Kapolres Kupang turut hadir dan ikut menyaksikan penandatanganan Berita Acara Hasil Kesepakatan bersama antara masyarakat Desa Bokong dan Desa Baumata Timur dengan pihak Balai Wilayah Sungai Nusa Tenggara II serta pihak yang terkait dalam proses pembagunan Bendungan Tefmo Manikin.
Hal ini terjadi lantaran sudah hampir tiga tahun pembangunan bendungan ini mogok total karena tidak ada jalan keluar yang ditempuh antara warga masyarakat dengan pihak-pihak terkait dalam proses pembangunan bendungan tersebut.
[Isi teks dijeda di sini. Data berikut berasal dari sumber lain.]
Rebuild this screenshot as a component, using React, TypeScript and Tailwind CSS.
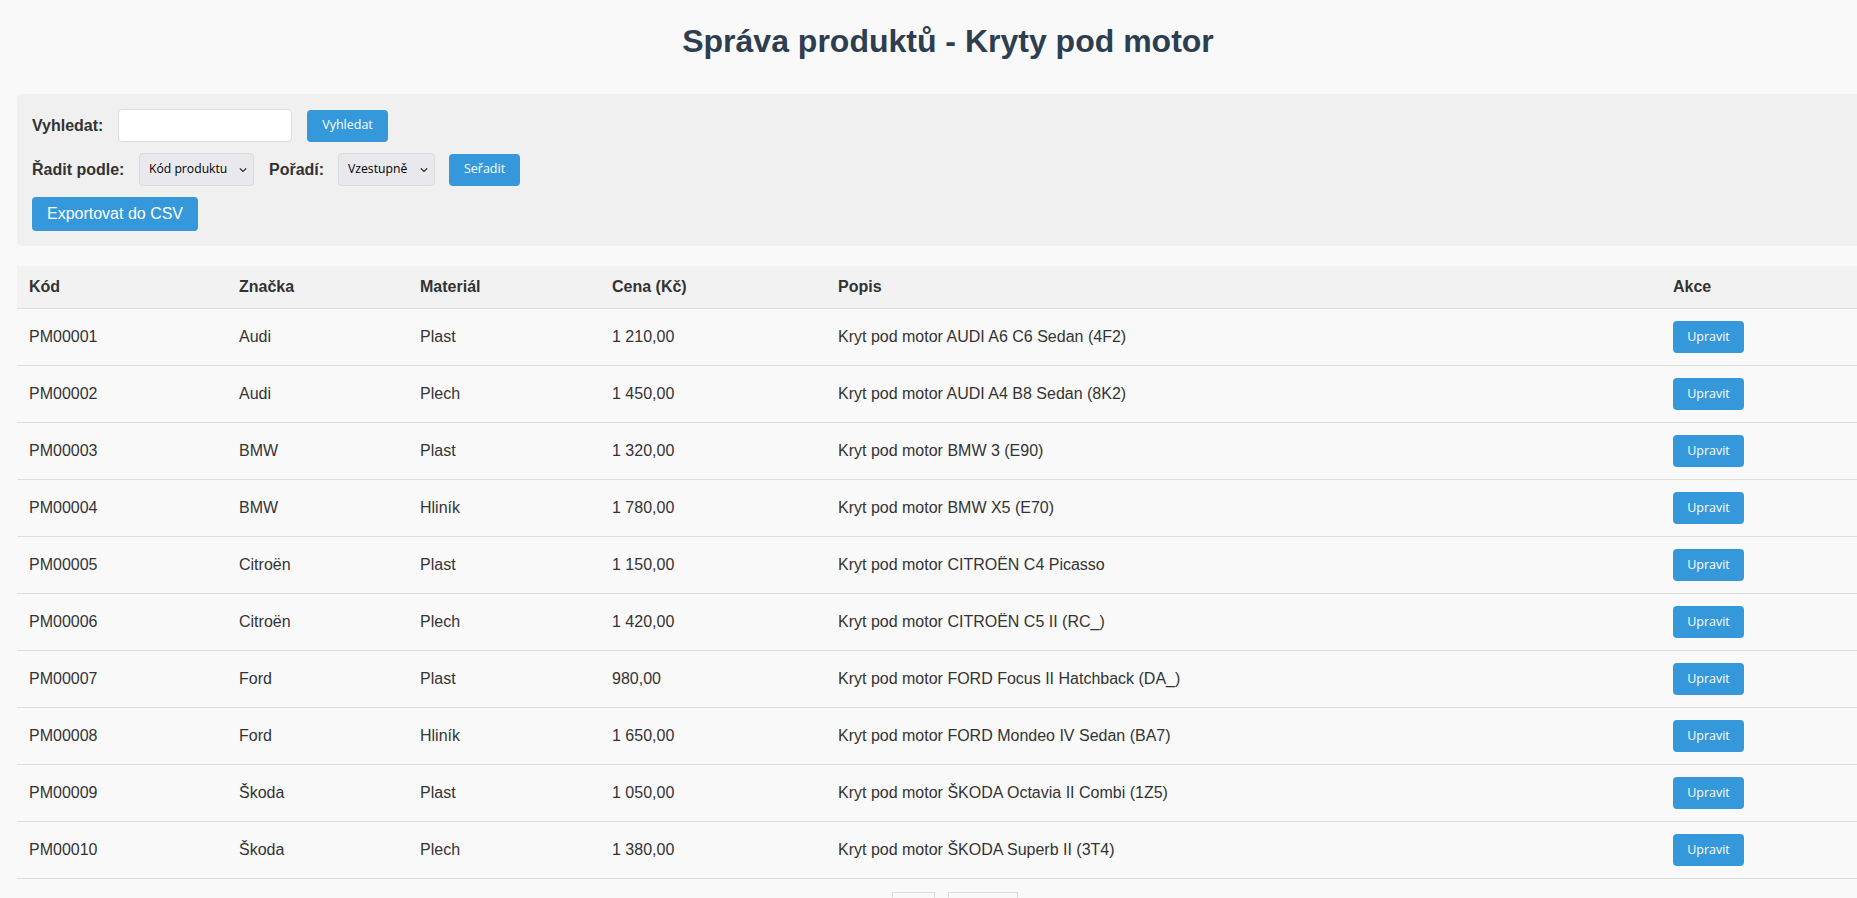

Sejak menjabat tugas sebagai Kapolres Kupang per Pebruari 2022 yang lalu, Kapolres Irwan getol mengurai benang kusut macetnya pembangunan bendugan tersebut. Tak kenal lelah beliau mendatangi kelompok warga yang terdampak tanpa mengenal suku agama dan ras.
Usaha demi usaha, akhirnya menemukan jalan keluar dan hari Jumat (24/6/2022) kedua belah pihak bersepakat dan menandatangani berita acara kesepakatan. Secara sukarela dan tanpa ada paksaan serta intimidasi dari pihak manapun, kedua belah pihak menyanggupi semua persyaratan yang tertuang dalam berita acara tersebut.
Segala kompensasi yang tertuang dalam berita acara tersebut secara transparan wajib dilakukkan mulai dari ganti untung, pembukaan pemblokiran akses keluar masuk bendungan dan segera merelokasi warga yang pemukimannya tergenang air beserta fasilitas didalamnya, serta mengidentifikasi lahan warga yang terdampak pembangunan bendungan.
Patut diacungi jempol atas itikad baik Kapolres Kupang yang sudah menyiapkan ruang dan waktu untuk melakukan mediasi kelompok kedua belah pihak.
Ia meminta kedua belah pihak wajib mendukung kelancaran proses pembangunan demi kesejahteraan bersama.
“Semua pihak wajib mendukung kelancaran proses pembangunan,” harapnya, dilansir tribratanewskupang.com.
Kapolres mengharapkan segala proses terkait pembangunan bendungan Tefmo Manikin dilakukan secara transparan melalui posko pengaduan yang akan dibentuk.
“Semua kompensasi harus dilakukan secara transparan melalui posko pengaduan,” tambahnya.
Kapolres Kupang menyarankan agar warga terdampak pembangunan bendungan bersama pihak terkait dalam pembangunan wajib melakukan ritual adat, sesuai dengan adat istiadat setempat.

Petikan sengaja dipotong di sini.